To do — Exactly as written, quote every line that follows, skipping the images.

Information provided —
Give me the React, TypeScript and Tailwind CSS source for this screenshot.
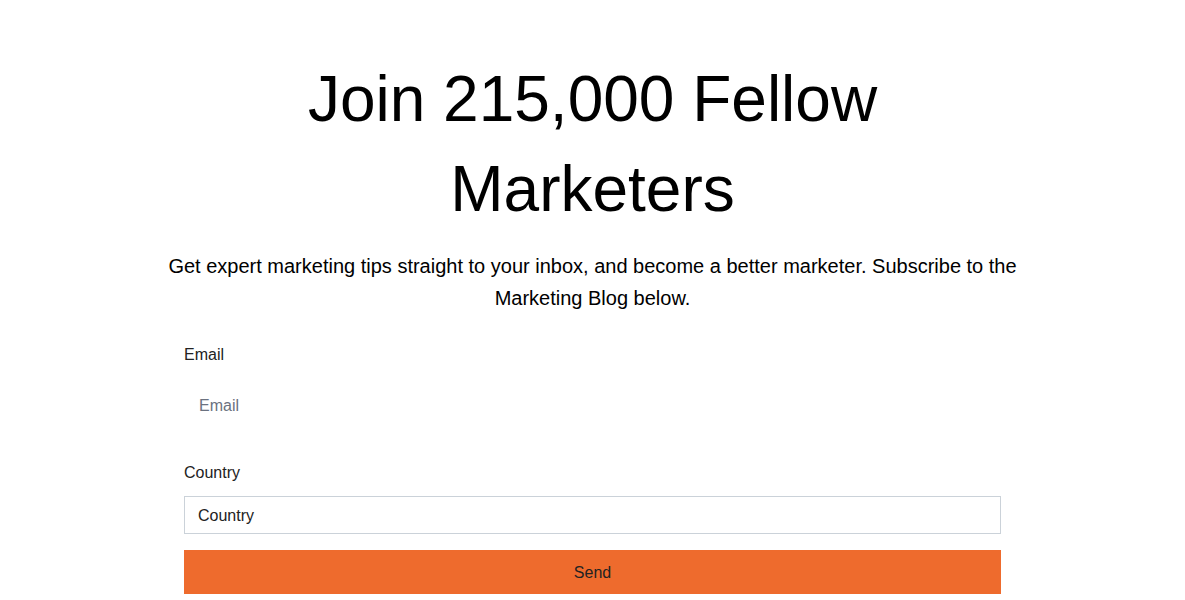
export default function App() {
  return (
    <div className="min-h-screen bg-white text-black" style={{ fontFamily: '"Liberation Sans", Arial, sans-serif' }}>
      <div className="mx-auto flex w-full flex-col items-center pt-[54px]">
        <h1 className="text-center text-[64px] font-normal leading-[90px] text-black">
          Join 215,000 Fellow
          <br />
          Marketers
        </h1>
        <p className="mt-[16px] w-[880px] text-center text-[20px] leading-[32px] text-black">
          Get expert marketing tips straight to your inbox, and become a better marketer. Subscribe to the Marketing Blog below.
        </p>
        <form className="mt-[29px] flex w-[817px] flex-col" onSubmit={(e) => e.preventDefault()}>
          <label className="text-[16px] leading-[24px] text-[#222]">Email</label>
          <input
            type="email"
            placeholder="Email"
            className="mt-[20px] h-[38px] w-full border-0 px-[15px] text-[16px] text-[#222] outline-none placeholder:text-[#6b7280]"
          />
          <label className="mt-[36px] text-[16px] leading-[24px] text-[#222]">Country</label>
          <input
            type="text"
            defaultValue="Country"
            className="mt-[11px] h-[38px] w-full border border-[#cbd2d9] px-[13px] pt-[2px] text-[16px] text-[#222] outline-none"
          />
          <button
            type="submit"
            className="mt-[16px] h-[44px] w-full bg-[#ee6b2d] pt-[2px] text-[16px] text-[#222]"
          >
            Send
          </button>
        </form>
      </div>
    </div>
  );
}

Task result —
Give me the React, TypeScript and Tailwind CSS source for this screenshot.
export default function App() {
  return (
    <div className="min-h-screen bg-white text-black" style={{ fontFamily: '"Liberation Sans", Arial, sans-serif' }}>
      <div className="mx-auto flex w-full flex-col items-center pt-[54px]">
        <h1 className="text-center text-[64px] font-normal leading-[90px] text-black">
          Join 215,000 Fellow
          <br />
          Marketers
        </h1>
        <p className="mt-[16px] w-[880px] text-center text-[20px] leading-[32px] text-black">
          Get expert marketing tips straight to your inbox, and become a better marketer. Subscribe to the Marketing Blog below.
        </p>
        <form className="mt-[29px] flex w-[817px] flex-col" onSubmit={(e) => e.preventDefault()}>
          <label className="text-[16px] leading-[24px] text-[#222]">Email</label>
          <input
            type="email"
            placeholder="Email"
            className="mt-[20px] h-[38px] w-full border-0 px-[15px] text-[16px] text-[#222] outline-none placeholder:text-[#6b7280]"
          />
          <label className="mt-[36px] text-[16px] leading-[24px] text-[#222]">Country</label>
          <input
            type="text"
            defaultValue="Country"
            className="mt-[11px] h-[38px] w-full border border-[#cbd2d9] px-[13px] pt-[2px] text-[16px] text-[#222] outline-none"
          />
          <button
            type="submit"
            className="mt-[16px] h-[44px] w-full bg-[#ee6b2d] pt-[2px] text-[16px] text-[#222]"
          >
            Send
          </button>
        </form>
      </div>
    </div>
  );
}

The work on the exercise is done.